The lyric of the track references Donaghy's first love, whom she lived with for three years before ending the relationship. She said she did not want to write a "revengeful song", so changed his name to Adam in the lyric, as a reference to the biblical first man. She explained she is "not actually religious, but people can identify with [the name], and also you can say, 'Well, you don't know him from Adam.'" It is the only song Donaghy has written examining a romantic relationship, as she considers that subject matter "quite clichéd". However, she said discussing romantic relationships in pop music can "really work when you get [the lyric] right. I wanted to keep the lyrics quite simple, which I think I did. I really like it; I think it works."

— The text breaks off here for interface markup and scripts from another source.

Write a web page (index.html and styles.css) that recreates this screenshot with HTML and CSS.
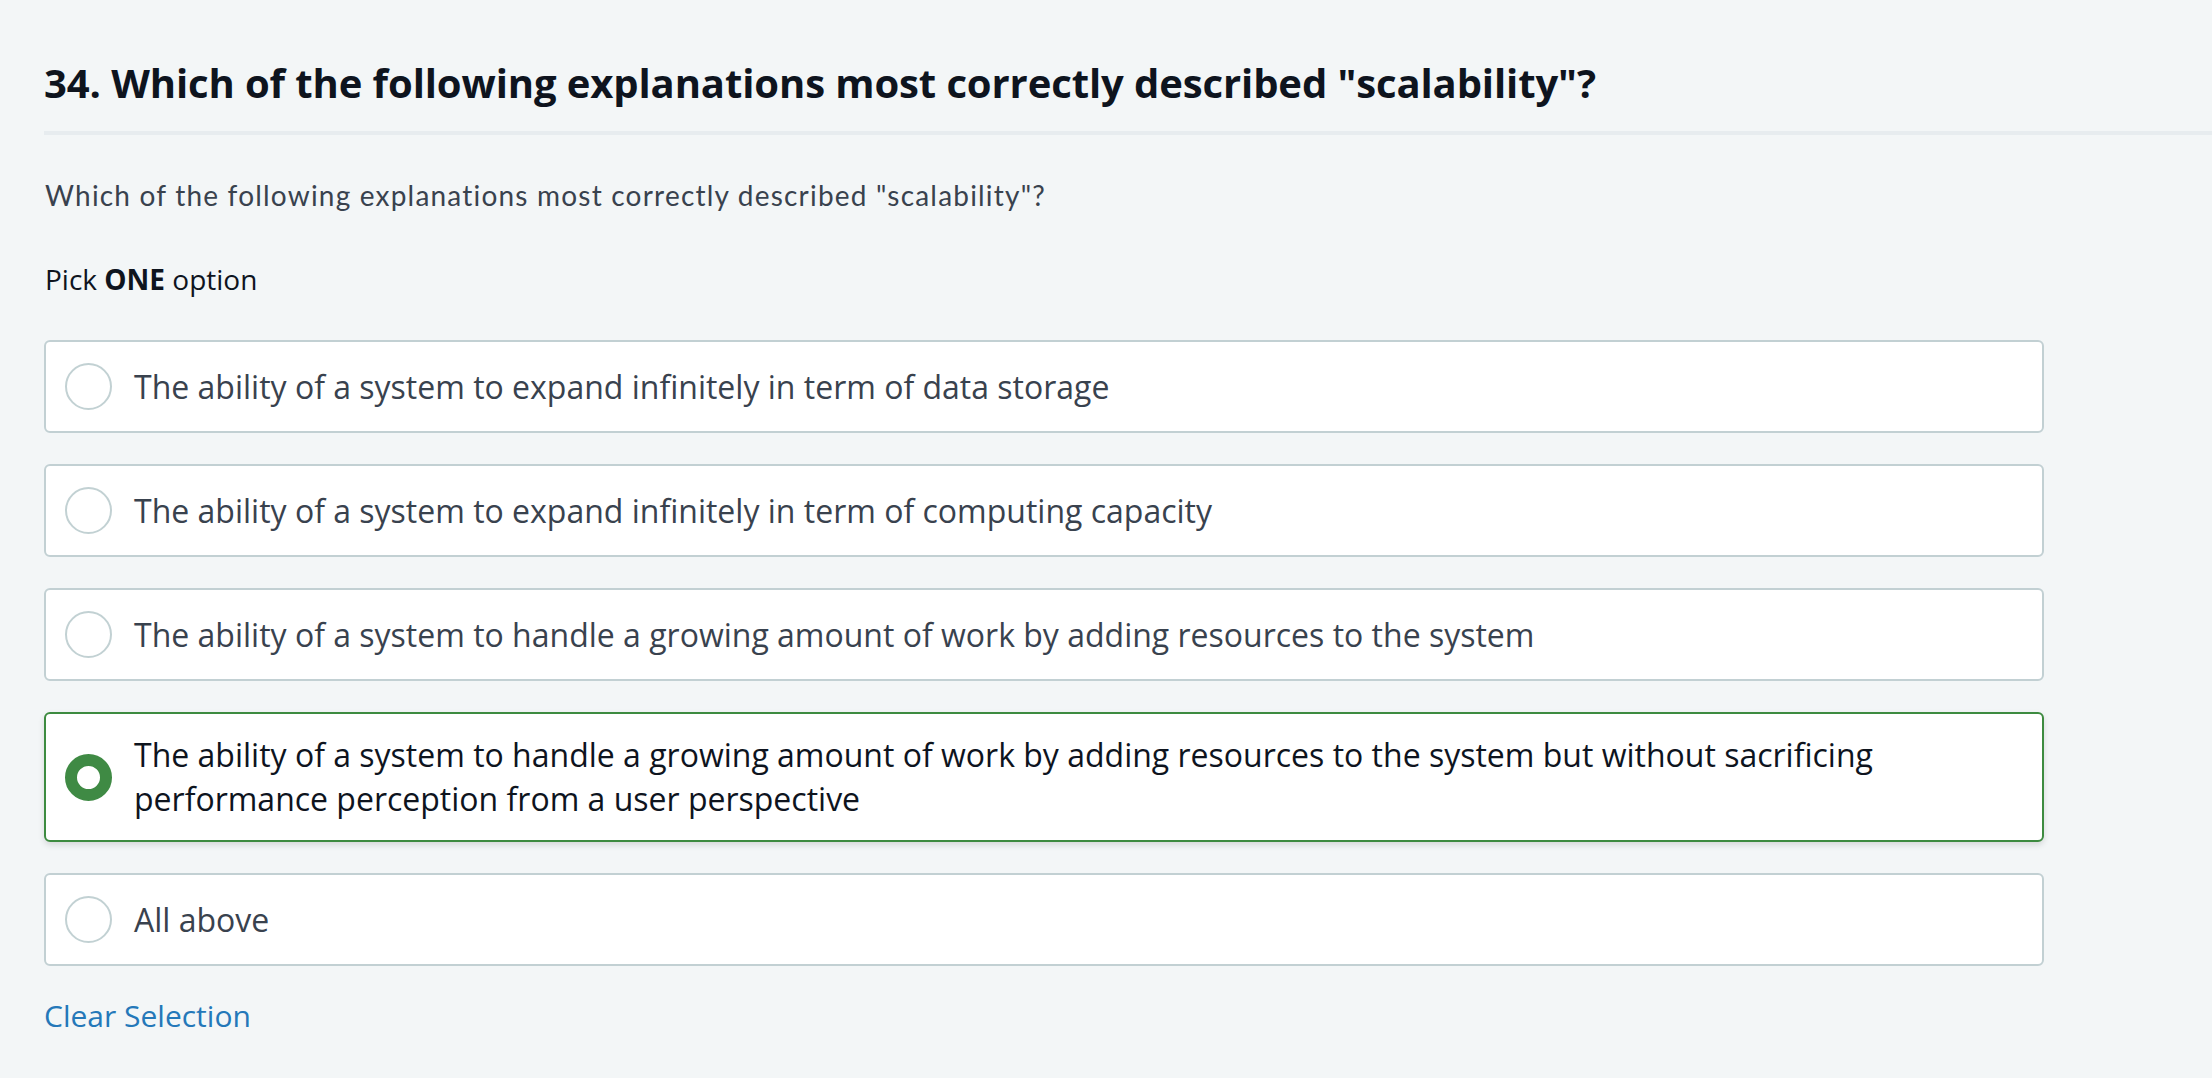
FILE: index.html
```html
<!DOCTYPE html>
<html lang="en">
<head>
<meta charset="utf-8">
<title>Question 34</title>
<link rel="stylesheet" href="styles.css">
</head>
<body>
<main class="page">
  <header class="q-header">
    <h1 class="q-title">34. Which of the following explanations most correctly described "scalability"?</h1>
  </header>
  <section class="q-body">
    <p class="q-desc">Which of the following explanations most correctly described "scalability"?</p>
    <p class="q-pick">Pick <strong>ONE</strong> option</p>
    <div class="options">
      <label class="option">
        <span class="radio"></span>
        <span class="opt-text">The ability of a system to expand infinitely in term of data storage</span>
      </label>
      <label class="option">
        <span class="radio"></span>
        <span class="opt-text">The ability of a system to expand infinitely in term of computing capacity</span>
      </label>
      <label class="option">
        <span class="radio"></span>
        <span class="opt-text">The ability of a system to handle a growing amount of work by adding resources to the system</span>
      </label>
      <label class="option selected">
        <span class="radio"></span>
        <span class="opt-text">The ability of a system to handle a growing amount of work by adding resources to the system but without sacrificing performance perception from a user perspective</span>
      </label>
      <label class="option">
        <span class="radio"></span>
        <span class="opt-text">All above</span>
      </label>
    </div>
    <a class="clear" href="#">Clear Selection</a>
  </section>
</main>
</body>
</html>
```
FILE: styles.css
```css
html, body {
  margin: 0;
  padding: 0;
  background: #f3f6f7;
}
.page {
  padding: 52px 0 0 44px;
  min-height: 1078px;
  box-sizing: border-box;
}
.q-header {
  border-bottom: 4px solid #e7ecef;
  padding-bottom: 17px;
}
.q-title {
  margin: 0;
  font-family: "Open Sans", "Noto Sans", sans-serif;
  font-weight: 700;
  font-size: 40px;
  line-height: 62px;
  color: #0e141e;
  letter-spacing: -0.1px;
}
.q-body {
  width: 2000px;
}
.q-desc {
  margin: 40px 0 0 1px;
  font-family: Lato, "Open Sans", sans-serif;
  font-size: 28px;
  line-height: 40px;
  letter-spacing: 1.2px;
  color: #39424e;
}
.q-pick {
  margin: 44px 0 0 1px;
  font-family: "Open Sans", sans-serif;
  font-size: 28px;
  line-height: 40px;
  color: #0e141e;
}
.q-pick strong {
  font-weight: 700;
}
.options {
  margin-top: 41px;
  display: flex;
  flex-direction: column;
  gap: 31px;
}
.option {
  display: flex;
  align-items: center;
  gap: 22px;
  min-height: 51px;
  padding: 19px 20px 19px 19px;
  background: #ffffff;
  border: 2px solid #c2d0d3;
  border-radius: 6px;
  cursor: pointer;
}
.radio {
  flex: none;
  width: 47px;
  height: 47px;
  box-sizing: border-box;
  border: 2px solid #c2d1d3;
  border-radius: 50%;
  background: #fff;
}
.opt-text {
  font-family: "Open Sans", sans-serif;
  font-size: 32px;
  line-height: 44px;
  color: #39424e;
}
.option.selected {
  border-color: #3d8b40;
  box-shadow: 0 3px 6px rgba(0, 0, 0, 0.12);
}
.option.selected .radio {
  border: 12px solid #3f8a44;
}
.option.selected .opt-text {
  color: #0e141e;
}
.clear {
  display: inline-block;
  margin-top: 30px;
  font-family: "Open Sans", sans-serif;
  font-size: 30px;
  line-height: 40px;
  color: #2478b9;
  text-decoration: none;
}
```
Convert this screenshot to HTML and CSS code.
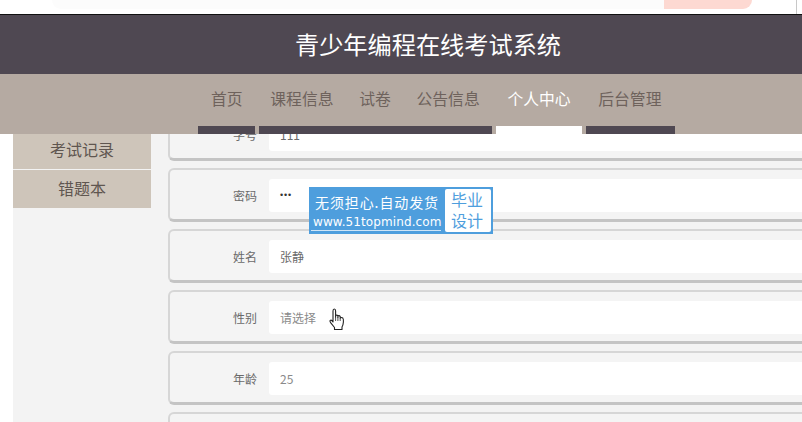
FILE: index.html
```html
<!DOCTYPE html>
<html lang="zh-CN">
<head>
  <meta charset="UTF-8">
  <title>青少年编程在线考试系统</title>
  <link rel="stylesheet" href="styles.css">
</head>
<body>
  <div class="top-strip">
    <div class="search-box"></div>
    <div class="search-btn"></div>
    <div class="strip-edge"></div>
  </div>

  <header>
    <h1>青少年编程在线考试系统</h1>
  </header>

  <nav>
    <ul>
      <li class="wide"><a href="#">首页</a></li>
      <li><a href="#">课程信息</a></li>
      <li><a href="#">试卷</a></li>
      <li class="wide"><a href="#">公告信息</a></li>
      <li class="wide"><a href="#" class="active">个人中心</a></li>
      <li><a href="#">后台管理</a></li>
    </ul>
    <div class="tabs">
      <span class="tab tab-a"></span>
      <span class="tab tab-b"></span>
      <span class="tab tab-c"></span>
      <span class="tab tab-d"></span>
    </div>
  </nav>

  <main>
    <aside>
      <a href="#" class="side-item">考试记录</a>
      <a href="#" class="side-item">错题本</a>
    </aside>
    <div class="form">
      <div class="form-row">
        <label>学号</label>
        <div class="field">111</div>
      </div>
      <div class="form-row">
        <label>密码</label>
        <div class="field field-pass">•••</div>
      </div>
      <div class="form-row">
        <label>姓名</label>
        <div class="field">张静</div>
      </div>
      <div class="form-row">
        <label>性别</label>
        <div class="field field-hint">请选择</div>
      </div>
      <div class="form-row">
        <label>年龄</label>
        <div class="field field-hint">25</div>
      </div>
      <div class="form-row">
        <div class="field field-last"></div>
      </div>
    </div>
  </main>

  <div class="stamp">
    <div class="stamp-left">
      <div class="stamp-title">无须担心.自动发货</div>
      <div class="stamp-url">www.51topmind.com</div>
    </div>
    <div class="stamp-right">毕业<br>设计</div>
  </div>

  <svg class="cursor" width="18" height="23" viewBox="0 0 18 23">
    <path d="M5 14 L5 3 Q5 1 6.3 1 Q7.6 1 7.6 3 L7.6 9 L7.6 7.5 Q8.8 6.6 9.9 7.6 L9.9 9.5 L9.9 8 Q11.2 7.2 12.2 8.3 L12.2 10 Q13.6 8.9 14.8 10 Q15.6 11 15.4 14 Q15.2 17 14 19 L14 21.5 L6.5 21.5 L6.5 19.5 L2.6 14.6 Q1.3 12.8 2.6 12.2 Q3.8 11.8 5 14 Z" fill="#fff" stroke="#222" stroke-width="1.1" stroke-linejoin="round"/>
    <path d="M7.6 9 L7.6 13 M9.9 9.5 L9.9 13 M12.2 10 L12.2 13" fill="none" stroke="#222" stroke-width="0.8"/>
  </svg>
</body>
</html>
```

FILE: styles.css
```css
html, body {
  height: 100%;
}
body {
  margin: 0;
  height: 422px;
  overflow: hidden;
  position: relative;
  display: flex;
  flex-direction: column;
  background: #fff;
  font-family: "Noto Sans CJK SC", "Liberation Sans", sans-serif;
  color: #666;
}
.top-strip {
  height: 14px;
  flex: none;
  display: flex;
  align-items: flex-start;
  padding-left: 52px;
  background: #fff;
}
.search-box {
  width: 612px;
  height: 9px;
  background: #fcfcfc;
  border-bottom-left-radius: 10px;
}
.search-btn {
  width: 88px;
  height: 9px;
  background: #fdd9d2;
  border-bottom-right-radius: 14px;
}
.strip-edge {
  width: 1px;
  height: 14px;
  margin-left: 44px;
  background: #c8c8c8;
}
header {
  flex: none;
  height: 59px;
  border-top: 1px solid #111;
  padding-left: 54px;
  display: flex;
  justify-content: center;
  background: #4f4852;
}
header h1 {
  margin: 0;
  font-size: 24.2px;
  line-height: 58px;
  font-weight: 400;
  color: #fff;
}
nav {
  flex: none;
  height: 60px;
  display: flex;
  flex-direction: column;
  justify-content: space-between;
  background: #b5aaa2;
}
nav ul {
  list-style: none;
  margin: 0;
  padding: 13px 0 0 211px;
  display: flex;
  gap: 25.7px;
}
nav ul li.wide {
  margin-right: 2px;
}
nav ul li a {
  text-decoration: none;
  font-size: 15.8px;
  line-height: 24px;
  display: block;
  color: #6e625c;
}
nav ul li a.active {
  color: #fff;
}
.tabs {
  height: 8px;
  padding-left: 198px;
  display: flex;
  gap: 4px;
}
.tab {
  height: 8px;
  background: #4f4852;
}
.tab-a {
  width: 57px;
}
.tab-b {
  width: 233px;
}
.tab-c {
  width: 86px;
  background: #fff;
}
.tab-d {
  width: 89px;
}
main {
  flex: 1;
  min-height: 0;
  margin-left: 13px;
  display: flex;
  gap: 17px;
  overflow: hidden;
  background: #f3f3f3;
}
aside {
  flex: none;
  width: 138px;
  margin-top: -3px;
  display: flex;
  flex-direction: column;
  gap: 1px;
}
.side-item {
  height: 38px;
  line-height: 36px;
  text-align: center;
  text-decoration: none;
  font-size: 16px;
  color: #5f5650;
  background: #cec5ba;
}
.form {
  flex: none;
  width: 700px;
  margin-top: -27px;
  display: flex;
  flex-direction: column;
  gap: 7px;
}
.form-row {
  flex: none;
  height: 54px;
  box-sizing: border-box;
  padding-top: 9px;
  display: flex;
  gap: 12px;
  background: #f4f4f4;
  border: 2px solid #d6d6d6;
  border-bottom: 3px solid #c4c4c4;
  border-radius: 6px;
}
.form-row label {
  width: 87px;
  line-height: 33px;
  text-align: right;
  font-size: 12px;
  color: #6a6a6a;
}
.field {
  flex: 1;
  height: 33px;
  padding-left: 11px;
  line-height: 33px;
  font-size: 12px;
  color: #6a6a6a;
  background: #fff;
  border-radius: 3px;
}
.field-pass {
  font-family: "Liberation Sans", sans-serif;
  font-size: 9px;
  letter-spacing: 0.8px;
  color: #333;
}
.field-hint {
  color: #8a8a8a;
}
.field-last {
  margin-left: 99px;
}
.stamp {
  position: absolute;
  left: 309px;
  top: 187px;
  width: 184px;
  height: 47px;
  box-sizing: border-box;
  padding: 2px;
  display: flex;
  justify-content: space-between;
  background: #4e9edd;
}
.stamp-left {
  color: #fff;
  white-space: nowrap;
}
.stamp-title {
  padding-left: 4px;
  font-size: 14px;
  line-height: 26px;
  letter-spacing: 0.9px;
}
.stamp-url {
  padding-left: 2px;
  font-family: "DejaVu Sans", sans-serif;
  font-size: 12px;
  line-height: 15px;
  letter-spacing: 0.1px;
  border-bottom: 1px solid #cfe5f6;
}
.stamp-right {
  width: 44px;
  padding-right: 2px;
  text-align: center;
  font-size: 16px;
  line-height: 21px;
  color: #4e9edd;
  background: #fff;
  border-radius: 2px;
}
.cursor {
  position: absolute;
  left: 328px;
  top: 308px;
}
```
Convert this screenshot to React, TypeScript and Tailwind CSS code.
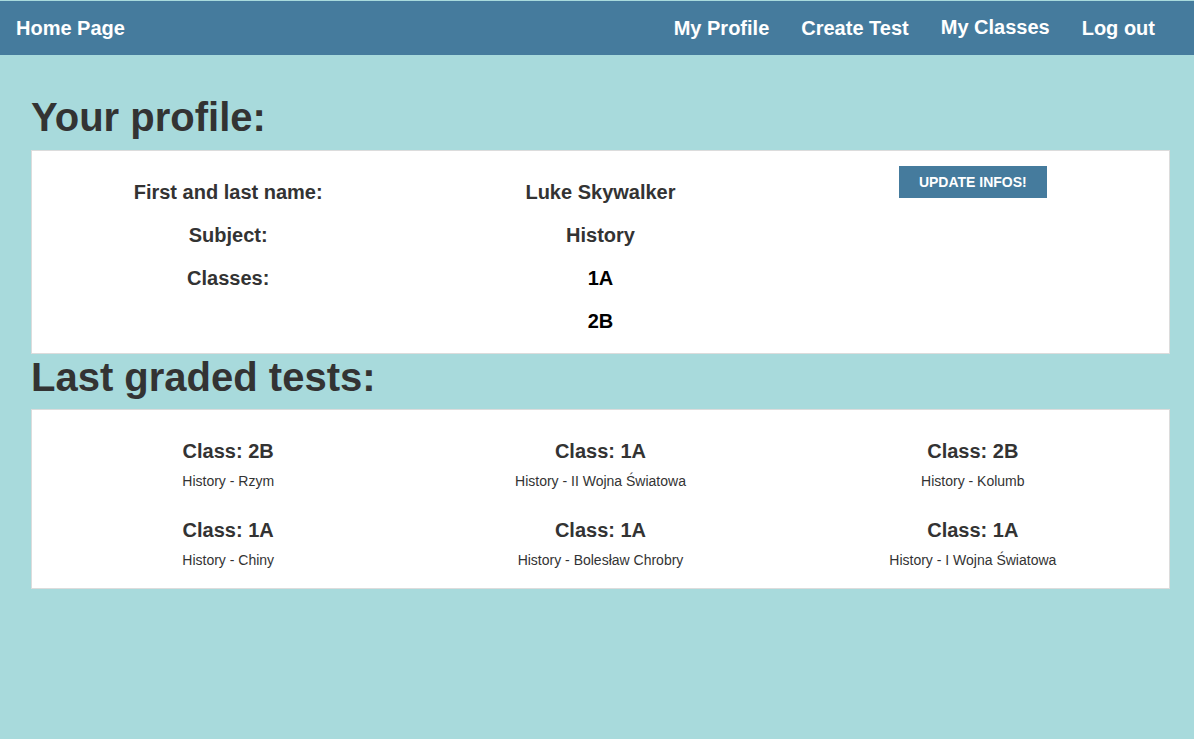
const links = ['My Profile', 'Create Test', 'My Classes', 'Log out']

const profileRows = [
  { label: 'First and last name:', value: 'Luke Skywalker' },
  { label: 'Subject:', value: 'History' },
  { label: 'Classes:', value: '1A' },
]

const tests = [
  { cls: '2B', name: 'History - Rzym' },
  { cls: '1A', name: 'History - II Wojna Światowa' },
  { cls: '2B', name: 'History - Kolumb' },
  { cls: '1A', name: 'History - Chiny' },
  { cls: '1A', name: 'History - Bolesław Chrobry' },
  { cls: '1A', name: 'History - I Wojna Światowa' },
]

export default function App() {
  return (
    <div className="min-h-screen bg-[#a8dadc] pt-px text-[#333] font-['Liberation_Sans',Arial,sans-serif]">
      {/* Navbar */}
      <nav className="h-[54px] bg-[#457b9d] flex items-center justify-between pl-4 pr-[39px] text-white text-[20px] font-bold leading-[23px]">
        <a className="cursor-pointer">Home Page</a>
        <div className="flex items-center gap-8">
          {links.map((l) => (
            <a key={l} className={`cursor-pointer ${l === 'My Classes' ? '-translate-y-px' : ''}`}>
              {l}
            </a>
          ))}
        </div>
      </nav>

      <main className="pl-[31px] pr-[24px] pt-[39px]">
        <h1 className="text-[40px] font-bold leading-[46px] mb-[10px]">Your profile:</h1>

        {/* Profile card */}
        <section className="bg-white border border-[#dcdcdc] grid grid-cols-3 px-[10px] pt-[20px] pb-[10px] text-[20px] font-bold leading-[23px]">
          <div>
            {profileRows.map((r) => (
              <div key={r.label} className="h-[43px] flex items-center justify-center">
                {r.label}
              </div>
            ))}
          </div>
          <div>
            {profileRows.map((r) => (
              <div
                key={r.label}
                className={`h-[43px] flex items-center justify-center ${r.value === '1A' ? 'text-black' : ''}`}
              >
                {r.value}
              </div>
            ))}
            <div className="h-[43px] flex items-center justify-center text-black">2B</div>
          </div>
          <div className="flex justify-center items-start -mt-[5px]">
            <button className="bg-[#457b9d] text-white text-[14px] font-bold leading-[16px] px-5 py-2 w-[148px]">
              UPDATE INFOS!
            </button>
          </div>
        </section>

        <h1 className="text-[40px] font-bold leading-[46px] mb-[9px]">Last graded tests:</h1>

        {/* Tests card */}
        <section className="bg-white border border-[#dcdcdc] grid grid-cols-3 gap-y-[30px] px-[10px] pt-[30px] pb-[20px]">
          {tests.map((t, i) => (
            <div key={i} className="flex flex-col items-center">
              <div className="text-[20px] font-bold leading-[23px]">Class: {t.cls}</div>
              <div className="text-[14px] leading-[16px] mt-[10px]">{t.name}</div>
            </div>
          ))}
        </section>
      </main>
    </div>
  )
}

"So You Say" is a pop song consisting of a verse–chorus structure. It is built around a moderate tempo of 115 beats per minute and a repeated bassline pattern of A♭–D♭, although the melody is augmented by backing vocals and melodies performed on keyboards and synthesizers. Donaghy's vocal range on the song spans over three octaves, from A♭2 to D♯5.

==Release and promotion==
The single was released commercially on 16 June 2007. It was preceded by remixes from Patrick Wolf and Robert Logan & Ivor Guest, which were both released individually for digital download the previous day. The music video for the song was directed by Jamie Thraves. The psychological horror-themed video shows Donaghy walking through a house filled with winding corridors, and entering various rooms whilst following a man. She is featured in a room with almost motionless birds and in another with shattered glass floating around her. Near the end of the video, she confronts the man, who seems to be possessed, with his eyes and mouth glowing. She then kisses him and becomes possessed herself. The video was filmed in a disused police station and an old magistrates' court, and its story was loosely based on the David Lynch film Inland Empire.

==Critical reception==
The Guardian dubbed the song the "Pick of the Week", saying it contains a "lovely warp of a chorus that just corkscrews into your ears and heart." Digital Spy said the song contained "elegant, understated verses" and a "colossal chorus, while Donaghy's multi-tracked vocals attack the heartbroken lyrics with real conviction." Similarly, AllMusic said the track contains a "colossal chorus", which they said "shows Donaghy isn't averse to creating potential hit singles." In their review of the album, Stylus Magazine said "So You Say" and previous single "Don't Give It Up" compliment each other, saying they both achieve "an admirable state of blissful, catchy symphonic pop". NME compared "So You Say" to an imaginary cover of the Sugababes song "New Year" by Elizabeth Fraser of the Cocteau Twins, while Yahoo! Music noted similarities to the work of Burt Bacharach.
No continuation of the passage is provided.